The system, scheduled to begin with 35 of the most actively traded high-yield issues, may contain up to 50 such issues by yearend.
Securities used will be those that Standard & Poor's rates BB-plus or lower, Broka said.
To become a FIPS dealer or broker, NASD members must apply for authorization through Nasdaq, according to NASD literature. Once authorization is received, the participant can start quoting FIPS securities by registering each FIPS security through the terminal.
If, however, a dealer or broker no longer desires to trade in a certain security, the participant can end his or her registration in that bond, while preserving registration in other FIPS securities.
FIPS dealers can enter quotes under their own name, or if they do not want to disclose their positions, through a FIPS broker.
The NASD will require members to report all transactions involving FIPS securities within five minutes of execution. Trades in all other junk bonds may be reported anytime between 9 a.m. and 5 p.m., eastern time, on the trade date.
Responsibility for reporting trades varies depending on the role each participant plays in the transaction. For instance, when a FIPS dealer and a FIPS broker are involved, the broker reports the trade. If two FIPS dealers are involved, the sell-side dealer reports it.
While Broka acknowledges that "not everyone is welcoming this with open arms," earlier resistance appears to have mellowed, Broka said.
Broka demonstrated the system earlier this week for approximately 90 potential subscriber representatives, mainly compliance people.
The NASD is trying to design the system so its doesn't substantially change the way market participants do business.
"We've worked three years with the high-yield bond trading community to get where we are today," he said.

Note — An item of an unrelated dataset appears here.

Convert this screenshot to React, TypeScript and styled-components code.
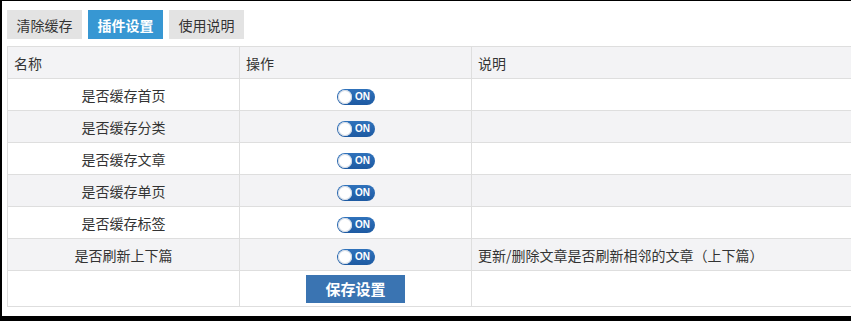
import styled, { createGlobalStyle } from 'styled-components';

const GlobalStyle = createGlobalStyle`
  html, body {
    margin: 0;
    padding: 0;
    background: #000;
  }
  body {
    font-family: 'Noto Sans CJK SC', 'Noto Sans', sans-serif;
    color: #333;
  }
`;

const rows = [
  { name: '是否缓存首页', desc: '' },
  { name: '是否缓存分类', desc: '' },
  { name: '是否缓存文章', desc: '' },
  { name: '是否缓存单页', desc: '' },
  { name: '是否缓存标签', desc: '' },
  { name: '是否刷新上下篇', desc: '更新/删除文章是否刷新相邻的文章（上下篇）' },
];

function App() {
  return (
    <>
      <GlobalStyle />
      <Page>
        <Tabs>
          <Tab>清除缓存</Tab>
          <Tab active>插件设置</Tab>
          <Tab>使用说明</Tab>
        </Tabs>
        <Table>
          <colgroup>
            <Col w={232} />
            <Col w={232} />
            <col />
          </colgroup>
          <thead>
            <tr>
              <Th>名称</Th>
              <Th>操作</Th>
              <Th>说明</Th>
            </tr>
          </thead>
          <tbody>
            {rows.map((row, i) => (
              <Row key={row.name} striped={i % 2 === 1}>
                <CenterCell>{row.name}</CenterCell>
                <CenterCell>
                  <Switch>
                    <Knob />
                    <SwitchLabel>ON</SwitchLabel>
                  </Switch>
                </CenterCell>
                <DescCell>{row.desc}</DescCell>
              </Row>
            ))}
            <Row striped={false} tall>
              <CenterCell />
              <CenterCell>
                <SaveButton>保存设置</SaveButton>
              </CenterCell>
              <DescCell />
            </Row>
          </tbody>
        </Table>
      </Page>
    </>
  );
}

const Page = styled.div`
  margin: 1px 0 0 2px;
  height: 315px;
  background: #fff;
  padding: 9px 0 0 5px;
  box-sizing: border-box;
  overflow: hidden;
`;

const Tabs = styled.div`
  display: flex;
  gap: 6px;
  margin-bottom: 7px;
`;

const Tab = styled.div<{ active?: boolean }>`
  width: 75px;
  height: 29px;
  display: flex;
  align-items: center;
  justify-content: center;
  font-size: 14px;
  background: ${(p) => (p.active ? '#3797d3' : '#e3e3e3')};
  color: ${(p) => (p.active ? '#fff' : '#333')};
  font-weight: ${(p) => (p.active ? 700 : 400)};
`;

const Table = styled.table`
  width: 860px;
  border-collapse: collapse;
  table-layout: fixed;
  font-size: 14px;

  td, th {
    border: 1px solid #dedede;
    height: 31px;
    padding: 0;
  }
`;

const Col = styled.col<{ w: number }>`
  width: ${(p) => p.w}px;
`;

const Th = styled.th`
  background: #f3f3f5;
  font-weight: 400;
  text-align: left;
  padding-left: 6px !important;
`;

const Row = styled.tr<{ striped: boolean; tall?: boolean }>`
  background: ${(p) => (p.striped ? '#f3f3f5' : '#fff')};
  td {
    height: ${(p) => (p.tall ? '35px' : '31px')};
  }
`;

const CenterCell = styled.td`
  text-align: center;
`;

const DescCell = styled.td`
  text-align: left;
  padding-left: 6px !important;
`;

const Switch = styled.span`
  display: inline-flex;
  align-items: center;
  vertical-align: middle;
  width: 38px;
  height: 16px;
  border-radius: 8px;
  background: linear-gradient(#2f72bb, #1d5aa2);
  box-sizing: border-box;
  padding: 0 1px;
`;

const Knob = styled.span`
  width: 14px;
  height: 14px;
  border-radius: 50%;
  background: #fff;
  box-shadow: inset 0 0 0 1px #cfd8e4;
`;

const SwitchLabel = styled.span`
  flex: 1;
  text-align: center;
  color: #fff;
  font-family: 'Liberation Sans', Arial, sans-serif;
  font-weight: 700;
  font-size: 10px;
  line-height: 16px;
`;

const SaveButton = styled.button`
  width: 99px;
  height: 28px;
  border: none;
  background: #3a74b2;
  color: #fff;
  font-family: 'Noto Sans CJK SC', sans-serif;
  font-weight: 700;
  font-size: 15px;
  vertical-align: middle;
  padding: 0;
`;

export default App;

While the NASD will monitor the system for improprieties, for now, the association is looking at the process as an educational one.
"We're very sensitive to the fact that people are in a new environment," Broka said.
The price for the full-function system costs $650 a month for the leased line and the router equipment per firm and $350 million a month for each workstation. Fees decline from there depending upon the level of service requested.
In secondary trading, spreads on high-grade issues widened by five to 10 basis points. High-yield issues ended unchanged.
Southern California Edison issued $200 million of 6.90% first and refunding mortgage bonds due 2018. Noncallable for five years, the bonds were priced at 97.617 to yield 7.105%, or 85 basis points over comparable Treasuries. Moody's rates the offering Aa3, while Standard & Poor's rates it A-plus. A Lehman Brothers-led group won competitive bidding to underwrite the offering.
Southern California Edison issued $200 million of 5 5/8% first and refunding mortgage bonds due 2002. The noncallable bonds were priced at 98.444 to yield 5.85%, or 40 basis points over comparable Treasuries. The offering is rated Aa3 by Moody's and A-plus by Standard & Poor's. A Salomon Brothers-led group won competitive bidding to underwrite the offering.
Province of Newfoundland issued $200 million of 7.32% debentures due 2023 at par. The noncallable debentures were priced to yield 103 basis points more than comparable Treasuries. Merrill Lynch & Co. was lead manager of the offering.
NVR Inc. issued $160 million of 11% senior notes due 2003 at par. Noncallable for five years, the notes were rated B2 by Moody's and B by Standard & Poor's. Bear, Stearns & Co. managed the offering.
State Street Boston Corp. issued $100 million of 5.95% senior notes due 2003. The notes were priced at 99.625 to yield 6%, or 55 basis points more than comparable Treasuries. Moody's rates the offering A 1, while Standard & Poor's rates it AA-minus. Goldman. Sachs & Co. was sole manager of the offering.